I am passing 12 bytes (0xC) to the stack then cleaning it up. I have confirmed by looking at the symbols the functions symbol goes like "memcpy@12", so its indeed finding the proper symbol

this is the C prototype:

extern void __stdcall * _memcpy(void*,void*,unsigned __int32);

Compiling in 32-bit.

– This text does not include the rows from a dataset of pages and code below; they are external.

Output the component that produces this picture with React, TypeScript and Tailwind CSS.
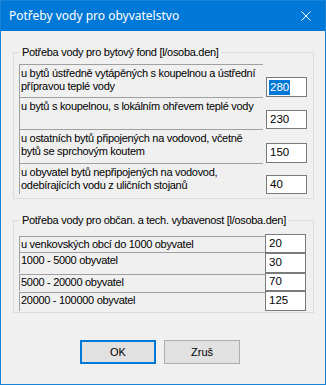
import React from 'react'

interface Row {
  text: string
  value: string
  rowH: number
  labelH: number
  inputH: number
  selected?: boolean
}

const bytove: Row[] = [
  { text: 'u bytů ústředně vytápěných s koupelnou a ústřední přípravou teplé vody', value: '280', rowH: 34, labelH: 33, inputH: 20, selected: true },
  { text: 'u bytů s koupelnou, s lokálním ohřevem teplé vody', value: '230', rowH: 32, labelH: 32, inputH: 19 },
  { text: 'u ostatních bytů připojených na vodovod, včetně bytů se sprchovým koutem', value: '150', rowH: 34, labelH: 34, inputH: 20 },
  { text: 'u obyvatel bytů nepřipojených na vodovod, odebírajících vodu z uličních stojanů', value: '40', rowH: 31, labelH: 31, inputH: 19 },
]

const obcanske: Row[] = [
  { text: 'u venkovských obcí do 1000 obyvatel', value: '20', rowH: 19, labelH: 17, inputH: 19 },
  { text: '1000 - 5000 obyvatel', value: '30', rowH: 20, labelH: 21, inputH: 20 },
  { text: '5000 - 20000 obyvatel', value: '70', rowH: 18, labelH: 17, inputH: 18 },
  { text: '20000 - 100000 obyvatel', value: '125', rowH: 20, labelH: 19, inputH: 20 },
]

function ValueBox({ row }: { row: Row }) {
  return (
    <div
      className="w-[41px] shrink-0 border border-[#7a7a7a] bg-white flex items-center pl-[2px] text-[11.5px] tracking-normal"
      style={{ height: row.inputH }}
    >
      {row.selected ? (
        <span className="bg-[#0078d7] text-white leading-[15px] px-[1px]">{row.value}</span>
      ) : (
        <span className="px-[1px]">{row.value}</span>
      )}
    </div>
  )
}

function GroupBox({ title, children, className }: { title: string; children: React.ReactNode; className?: string }) {
  return (
    <fieldset className={'w-[301px] border border-[#dcdcdc] pl-[5px] pr-[5px] ' + (className ?? '')}>
      <legend className="ml-[1px] px-[2px] leading-[14px]">{title}</legend>
      {children}
    </fieldset>
  )
}

export default function App() {
  return (
    <div className="w-[326px] h-[385px] border border-[#1883d7] bg-[#f0f0f0] flex flex-col font-['Liberation_Sans',Arial,sans-serif] text-[11px] tracking-[-0.3px] text-black overflow-hidden">
      {/* titulek */}
      <div className="h-[30px] shrink-0 bg-[#0078d7] flex items-center justify-between pl-[8px] pr-[10px] text-white tracking-normal">
        <span className="font-['Noto_Sans',sans-serif] text-[12px]">Potřeby vody pro obyvatelstvo</span>
        <svg width="10" height="10" viewBox="0 0 10 10" className="mr-[4px]">
          <path d="M0.5 0.5 L9.5 9.5 M9.5 0.5 L0.5 9.5" stroke="white" strokeWidth="1" />
        </svg>
      </div>

      <div className="pl-[12px] flex flex-col">
        {/* bytovy fond */}
        <GroupBox title="Potřeba vody pro bytový fond [l/osoba.den]" className="mt-[14px] pt-[4px] pb-[4px]">
          {bytove.map((row) => (
            <div key={row.value} className="flex items-end gap-[3px]" style={{ height: row.rowH }}>
              <div
                className="w-[244px] shrink-0 border-t border-l border-[#a0a0a0] pl-[1px] pt-[2px] leading-[13px]"
                style={{ height: row.labelH }}
              >
                {row.text}
              </div>
              <ValueBox row={row} />
            </div>
          ))}
        </GroupBox>

        {/* obcanska vybavenost */}
        <GroupBox title="Potřeba vody pro občan. a tech. vybavenost [l/osoba.den]" className="mt-[14px] pt-[7px] pb-[1px]">
          {obcanske.map((row) => (
            <div key={row.value} className="flex items-end" style={{ height: row.rowH }}>
              <div
                className="w-[246px] shrink-0 border-t border-l border-[#a0a0a0] pl-[1px] pt-[1px] leading-[13px]"
                style={{ height: row.labelH }}
              >
                {row.text}
              </div>
              <ValueBox row={row} />
            </div>
          ))}
        </GroupBox>

        {/* tlacitka */}
        <div className="mt-[27px] flex gap-[8px] pl-[67px] text-[11px] tracking-normal">
          <button className="w-[76px] h-[24px] border-2 border-[#0078d7] bg-[#e1e1e1] flex items-center justify-center">
            OK
          </button>
          <button className="w-[76px] h-[24px] border border-[#adadad] bg-[#e1e1e1] flex items-center justify-center">
            Zruš
          </button>
        </div>
      </div>
    </div>
  )
}
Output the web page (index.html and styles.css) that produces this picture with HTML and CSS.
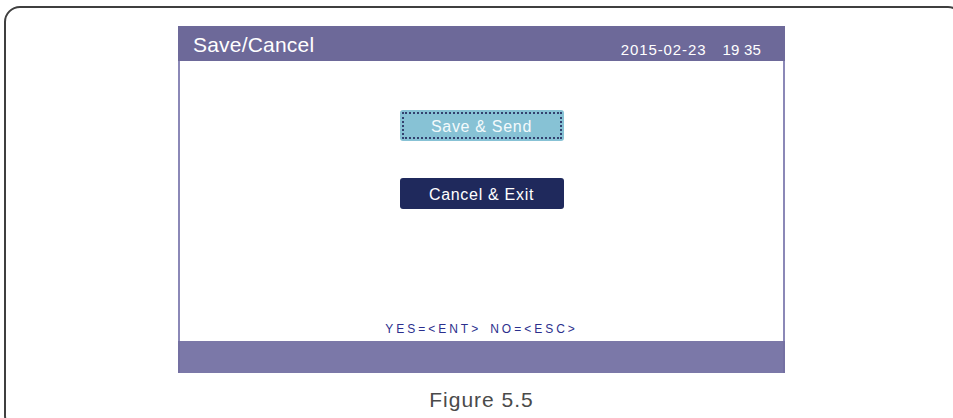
FILE: index.html
```html
<!DOCTYPE html>
<html lang="en">
<head>
    <meta charset="UTF-8">
    <meta name="viewport" content="width=device-width, initial-scale=1.0">
    <title>Save/Cancel</title>
    <link rel="stylesheet" href="styles.css">
</head>
<body>
    <div class="frame">
        <div class="figure">
            <div class="screen">
                <div class="header">
                    <span class="title">Save/Cancel</span>
                    <span class="clock"><span>2015-02-23</span><span class="time">19 35</span></span>
                </div>
                <div class="content">
                    <button type="button" class="btn btn-selected">Save &amp; Send</button>
                    <button type="button" class="btn btn-dark">Cancel &amp; Exit</button>
                    <div class="hint">YES=&lt;ENT&gt;<span class="gap"></span>NO=&lt;ESC&gt;</div>
                </div>
                <div class="footer"></div>
            </div>
            <div class="caption">Figure 5.5</div>
        </div>
    </div>
</body>
</html>
```

FILE: styles.css
```css
html, body {
    margin: 0;
    overflow: hidden;
    background: #fff;
    font-family: "Liberation Sans", Arial, sans-serif;
}

.frame {
    box-sizing: border-box;
    width: 960px;
    height: 426px;
    margin: 6px 0 0 4px;
    border: 2px solid #3f3f3f;
    border-radius: 16px;
}

.figure {
    width: 607px;
    margin: 18px 0 0 172px;
}

.header {
    display: flex;
    justify-content: space-between;
    align-items: flex-start;
    height: 35px;
    padding: 0 24px 0 15px;
    background-color: #6d6999;
    color: #fff;
}

.title {
    font-size: 21px;
    line-height: 24px;
    margin-top: 7px;
    letter-spacing: 0.2px;
}

.clock {
    font-size: 15px;
    line-height: 18px;
    margin-top: 15px;
    letter-spacing: 0.9px;
}

.time {
    margin-left: 16px;
    letter-spacing: 0.2px;
}

.content {
    display: flex;
    flex-direction: column;
    align-items: center;
    height: 280px;
    box-sizing: border-box;
    padding-top: 49px;
    border-left: 2px solid #8b88b7;
    border-right: 2px solid #8b88b7;
}

.btn {
    width: 164px;
    height: 31px;
    padding: 3px 0 0;
    border: none;
    border-radius: 3px;
    font-family: inherit;
    font-size: 16px;
    letter-spacing: 0.7px;
    color: #fff;
}

.btn-selected {
    background-color: #87c2d5;
    outline: 2px dotted #33416f;
    outline-offset: -4px;
    color: #f4fafc;
}

.btn-dark {
    background-color: #1f295c;
    margin-top: 37px;
}

.hint {
    margin-top: auto;
    margin-bottom: 5px;
    font-size: 12px;
    line-height: 14px;
    letter-spacing: 3px;
    color: #2b2f8d;
}

.gap {
    display: inline-block;
    width: 9px;
}

.footer {
    height: 32px;
    background-color: #7b78a8;
    border-left: 2px solid #7470a2;
    border-right: 2px solid #7470a2;
    box-sizing: border-box;
}

.caption {
    margin-top: 15px;
    text-align: center;
    font-size: 21px;
    line-height: 24px;
    letter-spacing: 1px;
    color: #4a4a4a;
}
```
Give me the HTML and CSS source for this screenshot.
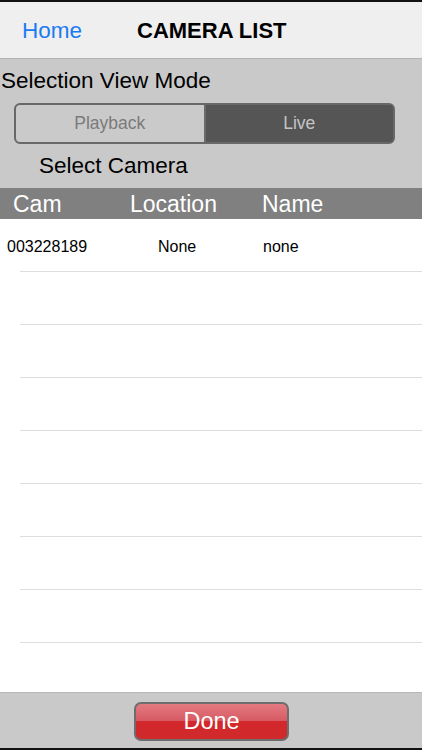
FILE: index.html
```html
<!DOCTYPE html>
<html lang="en">
<head>
<meta charset="utf-8">
<title>Camera List</title>
<link rel="stylesheet" href="styles.css">
</head>
<body>
<div class="screen">
  <div class="edge"></div>
  <header class="navbar">
    <a class="nav-back">Home</a>
    <h1 class="nav-title">CAMERA LIST</h1>
  </header>

  <section class="controls">
    <div class="label mode-label">Selection View Mode</div>
    <div class="segmented">
      <div class="seg">Playback</div>
      <div class="seg seg-active">Live</div>
    </div>
    <div class="label select-label">Select Camera</div>
  </section>

  <div class="table-head">
    <span class="col col-cam">Cam</span>
    <span class="col col-loc">Location</span>
    <span class="col col-name">Name</span>
  </div>

  <div class="table-body">
    <div class="row">
      <span class="cell cell-cam">003228189</span>
      <span class="cell cell-loc">None</span>
      <span class="cell cell-name">none</span>
    </div>
    <div class="row"></div>
    <div class="row"></div>
    <div class="row"></div>
    <div class="row"></div>
    <div class="row"></div>
    <div class="row"></div>
    <div class="row"></div>
  </div>

  <footer class="toolbar">
    <button class="done-btn">Done</button>
  </footer>
  <div class="edge"></div>
</div>
</body>
</html>
```

FILE: styles.css
```css
* {
  box-sizing: border-box;
}

html, body {
  margin: 0;
  padding: 0;
  background: #000;
}

.screen {
  width: 422px;
  height: 750px;
  display: flex;
  flex-direction: column;
  font-family: "Liberation Sans", Arial, sans-serif;
  background: #c9c9c9;
  overflow: hidden;
}

.edge {
  height: 2px;
  background: #111;
  flex: none;
}

/* Navigation bar */
.navbar {
  flex: none;
  height: 57px;
  background: #efefef;
  border-bottom: 1px solid #b3b3b3;
  display: flex;
  align-items: center;
  padding: 2px 0 0 22px;
}

.nav-back {
  color: #1b7cf1;
  font-size: 22.5px;
  width: 115px;
}

.nav-title {
  margin: 0;
  font-size: 22px;
  font-weight: bold;
  color: #000;
}

/* Mode selector area */
.controls {
  flex: none;
  height: 129px;
  padding: 10px 0 9px;
  display: flex;
  flex-direction: column;
}

.label {
  font-size: 22.5px;
  line-height: 24px;
  height: 24px;
  color: #000;
}

.mode-label {
  padding-left: 1px;
}

.select-label {
  margin-top: 10px;
  padding-left: 39px;
}

.segmented {
  margin: 10px 0 0 14px;
  width: 381px;
  height: 41px;
  display: flex;
  border: 2px solid #686868;
  border-radius: 6px;
  overflow: hidden;
  background: #5a5a5a;
}

.seg {
  flex: 1;
  display: flex;
  align-items: center;
  justify-content: center;
  font-size: 17.5px;
  color: #7a7a7a;
  background: #cacaca;
}

.seg-active {
  background: #555555;
  color: #c4c4c4;
  border-left: 2px solid #6a6a6a;
}

/* Table */
.table-head {
  flex: none;
  height: 31px;
  background: #808080;
  display: flex;
  align-items: center;
  padding-top: 2px;
  color: #fff;
  font-size: 23px;
}

.col-cam { width: 130px; padding-left: 13px; }
.col-loc { width: 132px; }

.table-body {
  flex: 1;
  background: #fff;
  display: flex;
  flex-direction: column;
}

.row {
  flex: none;
  height: 53px;
  position: relative;
  display: flex;
  align-items: center;
  padding-top: 2px;
  font-size: 16px;
  color: #000;
}

.row::after {
  content: "";
  position: absolute;
  left: 20px;
  right: 0;
  bottom: 0;
  height: 1px;
  background: #dedede;
}

.cell-cam { width: 158px; padding-left: 7px; }
.cell-loc { width: 105px; }

/* Bottom toolbar */
.toolbar {
  flex: none;
  height: 56px;
  border-top: 1px solid #b8b8b8;
  background: #c9c9c9;
  display: flex;
  justify-content: center;
  padding-top: 9px;
}

.done-btn {
  width: 155px;
  height: 39px;
  margin-left: 1px;
  border: 2px solid #6d6d6d;
  border-radius: 7px;
  background: linear-gradient(#e47a82 0%, #d65a63 48%, #d2272b 50%, #d02a2c 100%);
  color: #fff;
  font-family: "Liberation Sans", Arial, sans-serif;
  font-size: 23.5px;
  padding: 0;
}
```
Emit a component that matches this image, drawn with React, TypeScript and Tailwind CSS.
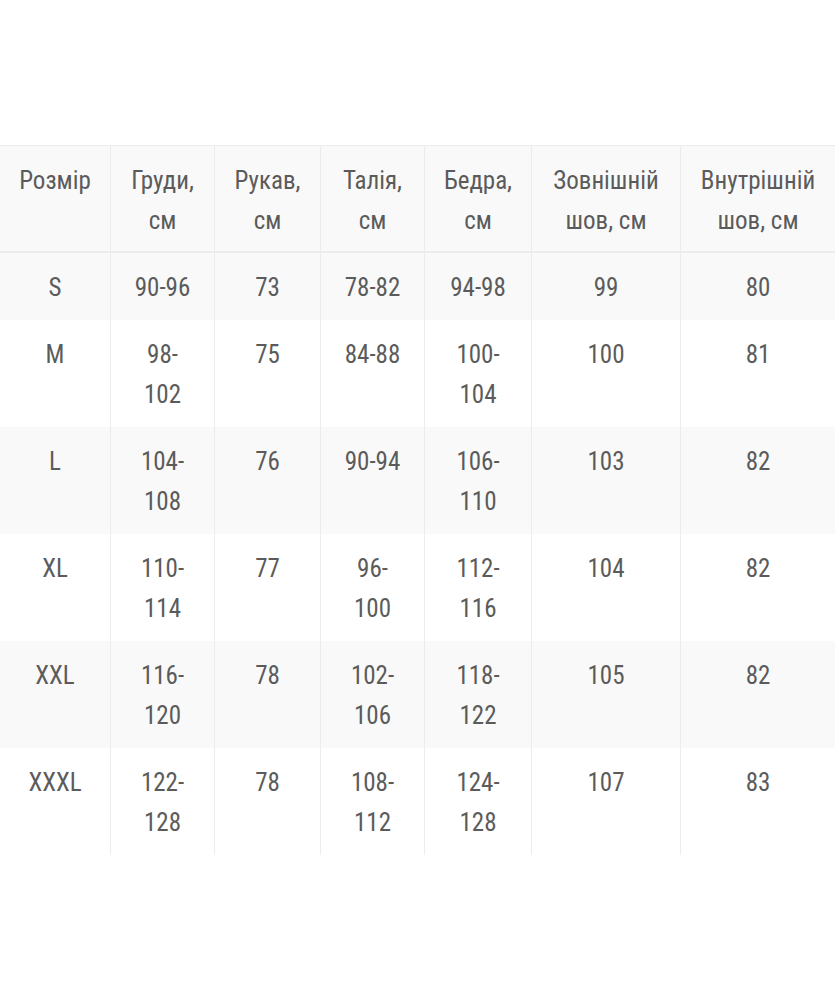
import React from 'react';

const headers: string[][] = [
  ['Розмір'],
  ['Груди,', 'см'],
  ['Рукав,', 'см'],
  ['Талія,', 'см'],
  ['Бедра,', 'см'],
  ['Зовнішній', 'шов, см'],
  ['Внутрішній', 'шов, см'],
];

const rows: string[][][] = [
  [['S'], ['90-96'], ['73'], ['78-82'], ['94-98'], ['99'], ['80']],
  [['M'], ['98-', '102'], ['75'], ['84-88'], ['100-', '104'], ['100'], ['81']],
  [['L'], ['104-', '108'], ['76'], ['90-94'], ['106-', '110'], ['103'], ['82']],
  [['XL'], ['110-', '114'], ['77'], ['96-', '100'], ['112-', '116'], ['104'], ['82']],
  [['XXL'], ['116-', '120'], ['78'], ['102-', '106'], ['118-', '122'], ['105'], ['82']],
  [['XXXL'], ['122-', '128'], ['78'], ['108-', '112'], ['124-', '128'], ['107'], ['83']],
];

const Cell: React.FC<{ lines: string[]; first: boolean; head?: boolean }> = ({ lines, first, head }) => (
  <div className={`pt-[15px] ${head ? 'pb-[10px]' : 'pb-[12px]'} text-center ${first ? '' : 'border-l border-[#ececec]'}`}>
    {lines.map((l, i) => (
      <div key={i}>{l}</div>
    ))}
  </div>
);

const App: React.FC = () => {
  return (
    <div
      className="w-[835px] h-[1000px] bg-white overflow-hidden pt-[145px] text-[#5b5b5b] text-[25px] leading-[40px]"
      style={{ fontFamily: '"Roboto Condensed", "Liberation Sans Narrow", "DejaVu Sans Condensed", Roboto, sans-serif' }}
    >
      {/* header */}
      <div className="grid grid-cols-[110px_104px_106px_104px_107px_149px_1fr] border-t border-[#ececec] bg-[#f9f9f9] border-b-2 border-b-[#ececec]">
        {headers.map((h, i) => (
          <Cell key={i} lines={h} first={i === 0} head />
        ))}
      </div>
      {rows.map((r, ri) => (
        <div
          key={ri}
          className={`grid grid-cols-[110px_104px_106px_104px_107px_149px_1fr] ${ri % 2 === 0 ? 'bg-[#f9f9f9]' : 'bg-white'}`}
        >
          {r.map((c, ci) => (
            <Cell key={ci} lines={c} first={ci === 0} />
          ))}
        </div>
      ))}
    </div>
  );
};

export default App;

The function copies the memory (I can see in the debugger), but the stack cleanup appears not to be working

EDIT:

MASM code:

__MyMemcpy PROC _dest : DWORD, _source : DWORD, _size : DWORD
MOV EDI, DWORD PTR [ESP + 04H]
MOV ESI, DWORD PTR [ESP + 08H]
MOV ECX, DWORD PTR [ESP + 0CH]
PUSH ESI
PUSH EDI
__AGAIN:
LODSB
STOSB
LOOP __AGAIN
POP EDI
POP ESI
RETN 0CH
__MyMemcpy ENDP

C code:

extern void __stdcall __MyMemcpy(void*, void*, int);

typedef struct {
 void(__stdcall*MemCpy)(void*,void*,int);
}MemFunc;

int initmemfunc(MemFunc*f){
f->MemCpy=__MyMemcpy
}

when I call it like this I get the error:

MemFunc mf={0};
initmemfunc(&mf);
mf.MemCpy(dest,src,size);

when I call it like this I dont:

__MyMemcpy(dest,src,size)
Peter Cordes
  • 328,167
  • 45
  • 605
  • 847
Carol Victor
  • 331
  • 1
  • 7
  • its a typedef prototype. i put it in a struct and fill it with the appropriate memcpy function at runtime. the actual extern definition is the same but with an extern added and no typedef. Like i said though, the function works and copies the memory, but the stack is the issue – Carol Victor Apr 02 '21 at 15:04
  • `memcpy` is a bad name for a custom function. There's already a `memcpy` in the CRT. – rustyx Apr 02 '21 at 15:09
  • i am not importing any libraries into my project – Carol Victor Apr 02 '21 at 15:12
  • I am sorry for not mentioning as i forgot but i have the options for both prologue and epilogue generation already disabled and always have, its the first thing i always write – Carol Victor Apr 02 '21 at 16:08
  • @MichaelPetch your exact code copy pasted works perfectly, but the code the assembler produces is slower and more bloated, it even uses leave at the end for some reason despite not using enter at the beginning. The only question that remains is why my code does not work, as it should – Carol Victor Apr 02 '21 at 16:41
  • 1
    `leave` doesn't need to start with `enter`. Leave by itself is the equivalent of `mov esp, ebp` `pop ebp` and is often the preferred choice over the 2 separate instructions. In the real world situations `leave` is probably similar to the speed of the 2 separate instructions and takes only one byte. I don't know why you use PROC at all except to add the `@12` on the end if you don't use any of the features. – Michael Petch Apr 02 '21 at 16:50
  • I have figured out where the issue lays but I have no clue why it is happening or how to fix it. I make a typedef of the function's prototype and put it inside a struct then fill it in with the address of the given function at runtime but it seems that when i call it from the struct it does not work, but when i call it normally it does – Carol Victor Apr 02 '21 at 17:02
  • @MichaelPetch I have updated my OP. I did not think for a second that could be the issue giving the exception I was getting, but now I see that is the case. – Carol Victor Apr 02 '21 at 17:10
  • Your code works perfectly, but it seems that is not the problem, its something regarding the struct I am placing it in – Carol Victor Apr 02 '21 at 17:14
  • 2
    @CarolVictor: BTW, using `lodsb` / `stosb` in a loop using the slow `loop` instruction will be *much* slower than `rep movsb` (which can use Fast Strings microcode to actually copy 16 or 32 bytes per clock cycle). – Peter Cordes Apr 02 '21 at 18:08

2 Answers2

4

The reason why the stack is corrupted is that MASM "secretly" inserts the prologue code to your function. When I added the option to disable that, the function works for me now.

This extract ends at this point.